3. Points of Inflection
Every once in awhile, the environment changes so dramatically that “all bets are off” on the old strategy. For example, the rise of the internet and firms like Expedia and Orbitz necessitated new strategies for travel agents. The move from analog to digital made many strategies for analog companies obsolete. The big recession has made some lasting changes in attitude for some people and how the buy.
These mammoth changes to the status quo are called inflection points. An inflection point is when a curved line changes its trajectory. “Destiny” has taken a new direction, and it is highly likely that your strategy needs a new direction as well.
These typically don’t happen all that frequently. However, when they happen, you need to be prepared to act quickly to take advantage of the change (rather than be defeated by it).

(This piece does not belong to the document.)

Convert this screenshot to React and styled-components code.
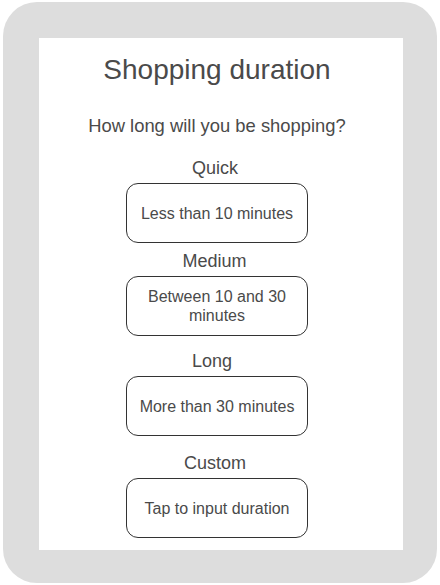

One of the key roles of strategic planning is to monitor trends to find those early warning signs (trigger points) that an inflection point is near. In addition, strategic planning has a role in preparing the company for the change, so they can act quickly and decisively when the time is right. Again, this process helps the company move faster when times change, like putting on those running shoes.
For more information on inflection points, see my earlier blog.
If you think of strategic planning as a rigid straightjacket, then you have an outdated and not very useful tool. However, if you think of it more like running shoes, then it will be a very relevant and useful tool. Running shoes focus on positioning, compass direction, and inflection points.
The race is not always won by the fastest runner, but the runner who knows the fastest path to the finish line. Don’t abandon all planning to run wildly in all directions. Take a little planning time first to orient yourself towards the finish line.